酒井俊幸監督が就任して以来、初めて東洋大学が全日本大学駅伝のシード権を逃しました。6区で菅野大輝選手の足が痙攣するというアクシデント、7区でさらに順位が後退し、シード権に52秒届きませんでした。
近年の大学駅伝を特徴するような結果です。全体的にスピードのレベルがあがったことで、駅伝のメンバーに選ばれるようなランナーの走力に大きな差がなくなった。そのためひとつミスをすると、リカバリーが難しい。
今回の全日本大学駅伝は首位がつぎつぎと入れ替わる。
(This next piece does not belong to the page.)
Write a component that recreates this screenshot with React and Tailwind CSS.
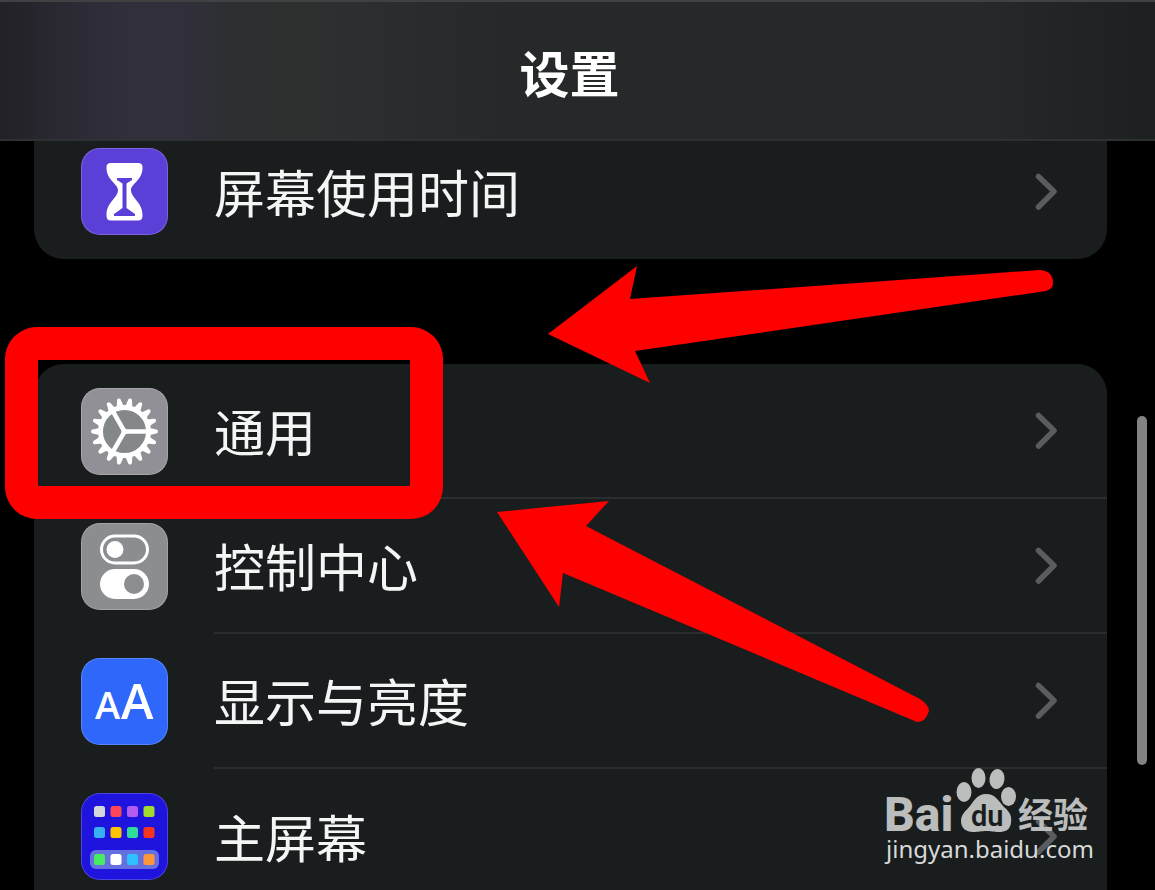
import { useState } from "react";

const TEETH = Array.from({ length: 18 }, (_, i) => i * 20);

function HourglassIcon() {
  return (
    <svg viewBox="0 0 87 87" className="size-full" aria-hidden="true">
      <path
        d="M30 15H57Q62 15 61.500 20C61.500 32 50 36 50 42C50 50 61.500 54 61.500 67Q62 72.500 57 72.500H30Q25 72.500 25.500 67C25.500 54 37 50 37 42C37 36 25.500 32 25.500 20Q25 15 30 15Z"
        fill="#fff"
      />
      <path
        d="M36 30H51V32L45.500 35.500V60L54 66V68H33V66L41.500 60V35.500L36 32Z"
        fill="#5b3fd6"
      />
    </svg>
  );
}

function GearIcon() {
  return (
    <svg viewBox="0 0 87 87" className="size-full" aria-hidden="true">
      <g transform="translate(43.5 43.5)">
        <circle r="24" fill="#84888a" stroke="#fff" strokeWidth="5" />
        {TEETH.map((deg) => (
          <path
            key={deg}
            d="M25 -3.6L32 -1.900Q33.500 -1.700 33.500 0Q33.500 1.700 32 1.900L25 3.600Z"
            fill="#fff"
            transform={`rotate(${deg})`}
          />
        ))}
        {[0, 120, 240].map((deg) => (
          <path key={deg} d="M0 0H24" stroke="#fff" strokeWidth="4.500" transform={`rotate(${deg})`} />
        ))}
        <circle r="3" fill="#fff" />
      </g>
    </svg>
  );
}

function TogglesIcon() {
  return (
    <svg viewBox="0 0 87 87" className="size-full" aria-hidden="true">
      <rect x="20.500" y="13" width="46" height="27" rx="13.500" fill="none" stroke="#fff" strokeWidth="3" />
      <circle cx="34" cy="26.500" r="8.500" fill="#fff" />
      <rect x="19" y="46" width="49" height="30" rx="15" fill="#fff" />
      <circle cx="53" cy="61" r="10" fill="#8b8d91" />
    </svg>
  );
}

function DisplayIcon() {
  return (
    <svg
      viewBox="0 0 87 87"
      className="size-full font-['Open_Sans',sans-serif] font-semibold"
      fill="#fff"
      aria-hidden="true"
    >
      <text x="14" y="61" fontSize="38">A</text>
      <text x="40" y="61" fontSize="49">A</text>
    </svg>
  );
}

const APP_COLORS = [
  ["#d5d8da", "#ff4657", "#b45cf0", "#9fdb2c"],
  ["#37b0f4", "#ffc400", "#2fdc9a", "#f4361e"],
  ["#45ec60", "#ffffff", "#2fc0ff", "#ff9738"],
];
const APP_ROWS = [13, 34, 61];

function HomeScreenIcon() {
  return (
    <svg viewBox="0 0 87 87" className="size-full" aria-hidden="true">
      <rect x="9" y="57" width="69" height="19" rx="6" fill="#6470e0" />
      {APP_COLORS.map((row, r) =>
        row.map((color, c) => (
          <rect key={color} x={13 + c * 16.5} y={APP_ROWS[r]} width="11" height="11" rx="2.500" fill={color} />
        ))
      )}
    </svg>
  );
}

// both cards run past the visible area, so each is only rounded on one side
const GROUPS = [
  {
    id: "usage",
    shape: "rounded-b-[30px]",
    items: [{ id: "screen-time", label: "屏幕使用时间", Icon: HourglassIcon, tile: "bg-[#5b3fd6]" }],
  },
  {
    id: "device",
    shape: "rounded-t-[30px]",
    items: [
      { id: "general", label: "通用", Icon: GearIcon, tile: "bg-[#919097]" },
      { id: "control", label: "控制中心", Icon: TogglesIcon, tile: "bg-[#8b8d91]" },
      { id: "display", label: "显示与亮度", Icon: DisplayIcon, tile: "bg-[#2e67fa]" },
      { id: "home", label: "主屏幕", Icon: HomeScreenIcon, tile: "bg-[#1f14dd]" },
    ],
  },
];

function SettingsRow({ item, last, onSelect }) {
  const { Icon } = item;
  return (
    <li>
      <button
        type="button"
        onClick={() => onSelect(item.id)}
        className="flex h-[135px] w-full items-center gap-[46px] pl-[47px] text-left"
      >
        <span
          className={`size-[87px] shrink-0 overflow-hidden rounded-[19px] ring-1 ring-white/20 ring-inset ${item.tile}`}
        >
          <Icon />
        </span>
        <span
          className={`flex h-full flex-1 items-center justify-between pr-[50px] ${
            last ? "" : "border-b-2 border-[#2b2e2f]"
          }`}
        >
          <span className="text-[51px] leading-none text-[#f4f6f6]">{item.label}</span>
          <svg viewBox="0 0 22 38" className="h-[38px] w-[22px]" fill="none" aria-hidden="true">
            <path
              d="M3.500 3.500L19 18.500L3.500 34"
              stroke="#5a5d5f"
              strokeWidth="5.500"
              strokeLinecap="round"
              strokeLinejoin="round"
            />
          </svg>
        </span>
      </button>
    </li>
  );
}

function Watermark() {
  return (
    <svg
      viewBox="0 0 210 102"
      className="absolute top-[765px] right-[61px] h-[102px] w-[210px] font-['Roboto','Noto_Sans_CJK_SC',sans-serif]"
      fill="#bbbdbd"
      role="img"
      aria-label="Baidu 经验"
    >
      <text x="0" y="66" fontSize="48" fontWeight="800">Bai</text>
      <ellipse cx="80" cy="27" rx="7.500" ry="10" />
      <ellipse cx="94.500" cy="13" rx="7" ry="10" />
      <ellipse cx="113" cy="14" rx="7.500" ry="10" transform="rotate(8 113 14)" />
      <ellipse cx="124.500" cy="31.500" rx="7.500" ry="9.500" />
      <path d="M102 29C112 29 115 37 120 42C126 47 128 51 127 58C126 65 121 67 115 67C109 67 107 66 102 66C97 66 95 67 89 67C82 67 77 63 77 56C77 49 82 46 86 41C90 36 93 29 102 29Z" />
      <text x="87" y="61" fontSize="29" fontWeight="600" fill="#1a1d1e">du</text>
      <text x="134" y="63" fontSize="35" fontWeight="700">经验</text>
      <text x="2" y="93" fontSize="24" fontWeight="400" fill="#d8dada" className="font-['Noto_Sans',sans-serif]">
        jingyan.baidu.com
      </text>
    </svg>
  );
}

function Annotations() {
  return (
    <div className="pointer-events-none absolute inset-0 z-20">
      <div className="absolute top-[327px] left-[5px] h-[192px] w-[438px] rounded-[32px] border-[33px] border-[#fe0000]" />
      <svg viewBox="0 0 1155 890" className="absolute top-0 left-0 h-[890px] w-[1155px]" fill="#fe0000" aria-hidden="true">
        <path d="M548 334L637 266L630 299L1040 270Q1053 271 1053 283Q1053 289 1046 291L635 351L650 383Z" />
        <path d="M497 512L609 501L586 526L920 699Q929 705 929 711Q925 723 917 722L563 573L559 607Z" />
      </svg>
    </div>
  );
}

export default function App() {
  const [, setSelected] = useState("general");

  return (
    <div className="relative h-screen overflow-hidden bg-black font-['Noto_Sans_CJK_SC',sans-serif]">
      <header className="relative z-10 flex h-[141px] items-center justify-center border-t-2 border-b-2 border-t-[#3f4243] border-b-[#2e3132] bg-[linear-gradient(90deg,#222126_0%,#2a2831_5%,#312f3c_11%,#312f3a_16%,#2d2f32_20%,#2c302f_24%,#2b2f2f_30%,#26292a_44%,#26292a_85%,#1d2020_100%)] pr-4">
        <h1 className="text-[50px] leading-none font-bold text-white">设置</h1>
      </header>

      {/* first card slides under the header */}
      <main className="-mt-[17px] flex flex-col gap-[105px] pr-12 pl-[34px]">
        {GROUPS.map((group) => (
          <ul key={group.id} className={`overflow-hidden bg-[#1a1d1e] ${group.shape}`}>
            {group.items.map((item, i) => (
              <SettingsRow key={item.id} item={item} last={i === group.items.length - 1} onSelect={setSelected} />
            ))}
          </ul>
        ))}
      </main>

      <div className="absolute top-[416px] right-2 h-[349px] w-[10px] rounded-full bg-[#838383]" />
      <Watermark />
      <Annotations />
    </div>
  );
}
駒澤、順天堂、東京国際、早稲田、(そして青学がトップと併走)東洋大は終盤6区のアクシデントであったため、すべての負債をアンカーのキャプテン宮下隼人選手が背負う形となってしまいます。
宮下選手は2代目山の神・柏原竜二さんに憧れて「東洋大学で箱根5区を走りたい」と入学してきた選手。5区を走るためには、スピードよりも強さがもとめられます。つまり長い距離を押していく力はあるが、一気に差を縮めるようなスピードランナーではないということ。
腕にはデカデカと「その1秒をけずりだせ」
さらに10月の出雲駅伝では、足の状態が万全ではなく、宮下選手はエントリーを外れました。
足に不調を抱え、山登り職人である宮下選手が、7区までの遅れを挽回し、シード権を獲得するために必死で前を追いかける。1つ順位はあげたものの、シード権には届かずゴールした宮下選手の右足はテーピングでグルグルになっていました。そして腕にはデカデカと「その1秒をけずりだせ」の文字。
辛い状況にあっても、シードを落としちゃいけないという強い思いが、彼をゴールまで走らせたのでしょう。キャプテンはその大学の思想を体現できる選手がなるものですが、彼は本当の意味で東洋大のキャプテンなんだと心が熱くなりました。
ちなみに東洋大ファンの方々へ。全日本でお会いした酒井監督。「あのオセロは血糖値を測定するものなのです。レース前後の血糖値を図ってデータ分析してるんですよ」と、先日、出雲駅伝で聞きそびれた東洋大選手の二の腕に貼られるオセロについて解説していただきました。今回もやっぱり見惚れるぐらい格好良かったことをお伝えしておきます。